_Set task_
Reproduce every line in the listing that contains the word "screenshot".

_Dataset records_

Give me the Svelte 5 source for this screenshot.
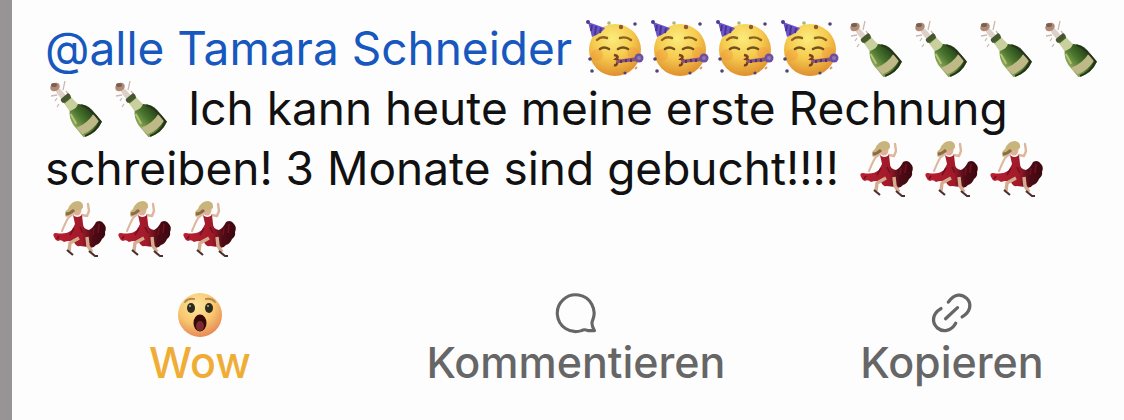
<script>
    let mention = "@alle Tamara Schneider";
    let bottles = 6;
    let faces = 4;
    let dancers = 6;
    let reacted = $state(true);
</script>

<svg class="defs" aria-hidden="true">
    <defs>
        <radialGradient id="face" cx="45%" cy="28%" r="75%">
            <stop offset="0" stop-color="#fbec7c" />
            <stop offset="0.5" stop-color="#f6cb4f" />
            <stop offset="1" stop-color="#dd8a2b" />
        </radialGradient>
        <radialGradient id="surprise" cx="42%" cy="28%" r="75%">
            <stop offset="0" stop-color="#fde6a0" />
            <stop offset="0.55" stop-color="#f8c76e" />
            <stop offset="1" stop-color="#e58455" />
        </radialGradient>
        <linearGradient id="skirt" x1="0" x2="1">
            <stop offset="0" stop-color="#bb1f30" />
            <stop offset="0.55" stop-color="#a01a2a" />
            <stop offset="0.75" stop-color="#4d0c16" />
            <stop offset="1" stop-color="#3c0710" />
        </linearGradient>
        <linearGradient id="glass" x1="0" x2="1">
            <stop offset="0" stop-color="#8fa85c" />
            <stop offset="0.45" stop-color="#4a752d" />
            <stop offset="1" stop-color="#223e17" />
        </linearGradient>
        <symbol id="party" viewBox="3 1 65 60">
            <circle cx="33" cy="33" r="26" fill="url(#face)" />
            <circle cx="15" cy="38" r="6" fill="#f0933a" opacity="0.35" />
            <circle cx="51" cy="36" r="6" fill="#f0933a" opacity="0.35" />
            <path d="M6 5 L23 11 Q20 16 10 20 Z" fill="#6d54c4" />
            <path d="M10 8 L9 14 M14 9 L13 18 M19 11 L18 16" stroke="#473394" stroke-width="2" />
            <circle cx="6" cy="5" r="2" fill="#4b3b91" />
            <path d="M15 23 Q19 19 25 21 M38 21 Q44 19 49 23" fill="none" stroke="#8b6220" stroke-width="2.4" stroke-linecap="round" />
            <path d="M18 32 Q22 29 27 32 M36 32 Q41 29 46 32" fill="none" stroke="#70501f" stroke-width="2.6" stroke-linecap="round" />
            <path d="M32 38 Q38 39 34 42 Q39 43 35 46 Q35 49 32 48" fill="none" stroke="#78401d" stroke-width="2.4" />
            <path d="M34 43 L56 40 L56 44 L35 46 Z" fill="#8d5078" />
            <path d="M39 43 L39 46 M44 42 L44 45 M49 42 L49 45" stroke="#4d3477" stroke-width="2" />
            <circle cx="57" cy="41" r="4.5" fill="#6a50a0" />
            <circle cx="57" cy="41" r="2" fill="#9673b4" />
            <g fill="#4c4671">
                <circle cx="53" cy="7" r="1.8" />
                <circle cx="8" cy="42" r="1.8" />
                <circle cx="10" cy="54" r="1.8" />
                <circle cx="43" cy="56" r="1.6" />
            </g>
            <circle cx="39" cy="10" r="2.2" fill="#8d5a2e" />
            <circle cx="27" cy="6" r="1.8" fill="#a9b876" />
            <path d="M53 52 L55 50" stroke="#dc9a70" stroke-width="2" />
        </symbol>
        <symbol id="bottle" viewBox="1 1 65 60">
            <path d="M19 13 L21 4 M13 18 L7 19 M13 21 L11 24 M22 14 L25 18 M15 27 L13 30" stroke="#cdb9b0" stroke-width="1.3" />
            <path d="M10 10 Q14 9 19 15 L24 21 L20 24 Q13 19 10 10" fill="#ddd0c8" />
            <ellipse cx="11" cy="10" rx="5" ry="4" transform="rotate(-30 11 10)" fill="#b08a74" />
            <ellipse cx="10" cy="8" rx="3" ry="2" fill="#7a5f52" />
            <g transform="translate(21 21) rotate(-40)">
                <path d="M-4 0 Q0 -2 5 0 L5 12 Q13 18 13 27 L13 42 Q1 48 -11 42 L-11 26 Q-10 18 -4 12 Z" fill="url(#glass)" />
                <path d="M-4 4 L5 4 L6 13 Q2 16 -5 13 Z" fill="#c9d09d" />
                <path d="M-11 30 Q1 34 13 30 L12 39 Q1 43 -10 39 Z" fill="#bfb988" />
                <path d="M-6 16 L-8 27" stroke="#b3c775" stroke-width="2" />
                <path d="M8 16 Q13 23 12 41 Q2 46 -9 42" fill="none" stroke="#263519" stroke-width="2" />
                <rect x="-5" y="-2" width="11" height="5" rx="2" fill="#46572f" />
            </g>
        </symbol>
        <symbol id="dancer" viewBox="-1 -1 65 60">
            <path d="M27 15 L22 19 L19 25 L16 32" fill="none" stroke="#dcb79d" stroke-width="2" stroke-linecap="round" />
            <path d="M36 16 L41 17 L43 12 L42 5" fill="none" stroke="#dcb79d" stroke-width="2.4" stroke-linecap="round" stroke-linejoin="round" />
            <path d="M27 16 Q31 20 36 16 L37 25 Q37 30 43 31 Q48 28 50 23 Q55 20 58 25 Q61 28 59 33 Q60 37 56 40 Q54 45 50 46 Q47 50 42 48 L34 47 Q30 48 28 43 Q23 41 18 43 Q15 40 12 42 Q9 41 8 38 Q6 34 10 34 Q20 36 26 31 L29 25 Z" fill="url(#skirt)" />
            <path d="M24 36 L28 29 M37 34 L34 28 M48 29 L47 36 M53 25 L52 34 M13 37 L11 40" stroke="#76101e" stroke-width="1.6" />
            <path d="M33 39 L24 44 L23 52" fill="none" stroke="#d6ac91" stroke-width="3.4" stroke-linejoin="round" />
            <path d="M41 38 L42 47 L46 53" fill="none" stroke="#d6ac91" stroke-width="3.4" stroke-linejoin="round" />
            <ellipse cx="31" cy="11" rx="4.5" ry="5.5" fill="#ddb193" />
            <path d="M37 9 Q34 12 29 11 Q25 17 20 18 Q17 13 22 10 Q25 2 32 2 Q38 3 37 9" fill="#c9b57c" />
            <path d="M20 15 Q24 15 28 11" stroke="#8a6c48" stroke-width="3" fill="none" />
            <path d="M21 51 L27 56 M43 52 L49 57 L52 57" stroke="#4b302e" stroke-width="2.2" fill="none" />
        </symbol>
    </defs>
</svg>

{#snippet emoji(name, label)}<svg class="emoji" role="img" aria-label={label}><use href="#{name}" /></svg>{/snippet}

<article class="post">
    <p class="message">
        <a href="#profile">{mention}</a>
        {#each Array(faces) as _}{@render emoji("party", "Partygesicht")}{/each}{#each Array(bottles) as _}{@render emoji("bottle", "Sektflasche")}{/each}
        Ich kann heute meine erste Rechnung schreiben! 3 Monate sind gebucht!!!!
        {#each Array(dancers) as _}{@render emoji("dancer", "Tänzerin")}{/each}
    </p>

    <div class="actions">
        <button class:reacted aria-pressed={reacted} onclick={() => reacted = !reacted}>
            <svg viewBox="0 0 46 46" aria-hidden="true">
                <circle cx="23" cy="23" r="22" fill="url(#surprise)" />
                <path d="M8 10 Q11 6 17 7 M29 7 Q35 6 38 10" fill="none" stroke="#b98a50" stroke-width="2" stroke-linecap="round" />
                <ellipse cx="14" cy="16" rx="4" ry="5" fill="#2b2c1d" />
                <ellipse cx="32" cy="16" rx="4" ry="5" fill="#2b2c1d" />
                <circle cx="13" cy="14" r="1" fill="#b5ad87" />
                <circle cx="31" cy="14" r="1" fill="#b5ad87" />
                <ellipse cx="23" cy="31" rx="6.5" ry="8.5" fill="#35080b" />
                <ellipse cx="23" cy="34" rx="4" ry="5" fill="#7a2a2e" />
            </svg>
            <span>Wow</span>
        </button>
        <button>
            <svg viewBox="-2 0 50 50" aria-hidden="true">
                <path d="M43 42 H36 Q32 40 29 42 A20 20 0 1 1 41 31 Q39 35 43 42 Z" fill="none" stroke="currentColor" stroke-width="3.4" stroke-linejoin="round" />
            </svg>
            <span>Kommentieren</span>
        </button>
        <button>
            <svg viewBox="-2 0 50 50" fill="none" stroke="currentColor" stroke-width="3.6" stroke-linecap="round" aria-hidden="true">
                <path d="M19 11 C26 1 34 2 39 7 C45 13 43 22 34 27" />
                <path d="M11 18 C1 24 1 33 7 39 C13 44 22 43 27 34" />
                <path d="M16 29 L29 17" />
            </svg>
            <span>Kopieren</span>
        </button>
    </div>
</article>

<style>
    :global(body) {
        margin: 0;
        background: #fefdfe;
    }

    .defs {
        position: absolute;
        width: 0;
        height: 0;
    }

    .post {
        box-sizing: border-box;
        min-height: 100vh;
        padding-top: 18px;
        border-left: 12px solid #989496;
        font-family: Inter, "Liberation Sans", sans-serif;
        color: #111;
    }

    .message {
        margin: 0;
        padding: 0 16px 0 33px;
        font-size: 46px;
        line-height: 60px;
    }

    .message a {
        color: #1658bd;
        text-decoration: none;
    }

    .emoji {
        display: inline-block;
        width: 65px;
        height: 60px;
        vertical-align: top;
    }

    .actions {
        display: flex;
        justify-content: space-between;
        margin-top: 34px;
        padding: 0 22px 0 38px;
    }

    button {
        display: flex;
        flex-direction: column;
        align-items: center;
        width: 300px;
        padding: 0;
        border: 0;
        background: none;
        color: #666;
        font-family: inherit;
        font-size: 43px;
        font-weight: 500;
        line-height: 48px;
        cursor: pointer;
    }

    button svg {
        width: 46px;
        height: 46px;
    }

    .reacted {
        color: #efad36;
    }
</style>
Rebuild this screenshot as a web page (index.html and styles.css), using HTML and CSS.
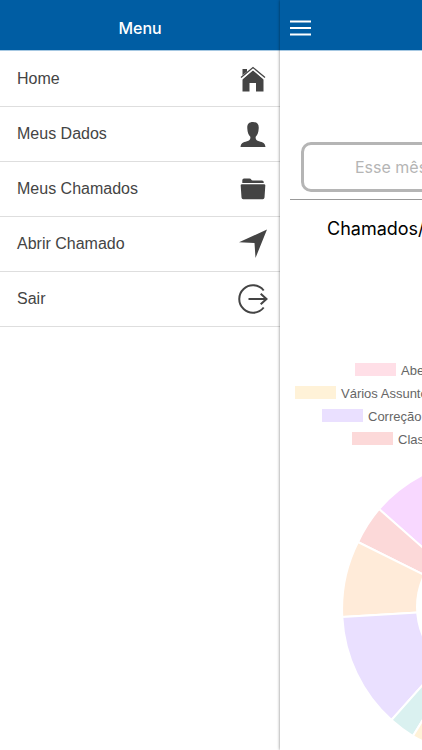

_Complete output_
Give me the Svelte 5 source for this screenshot.
Rebuild this screenshot as a web page (index.html and styles.css), using HTML and CSS.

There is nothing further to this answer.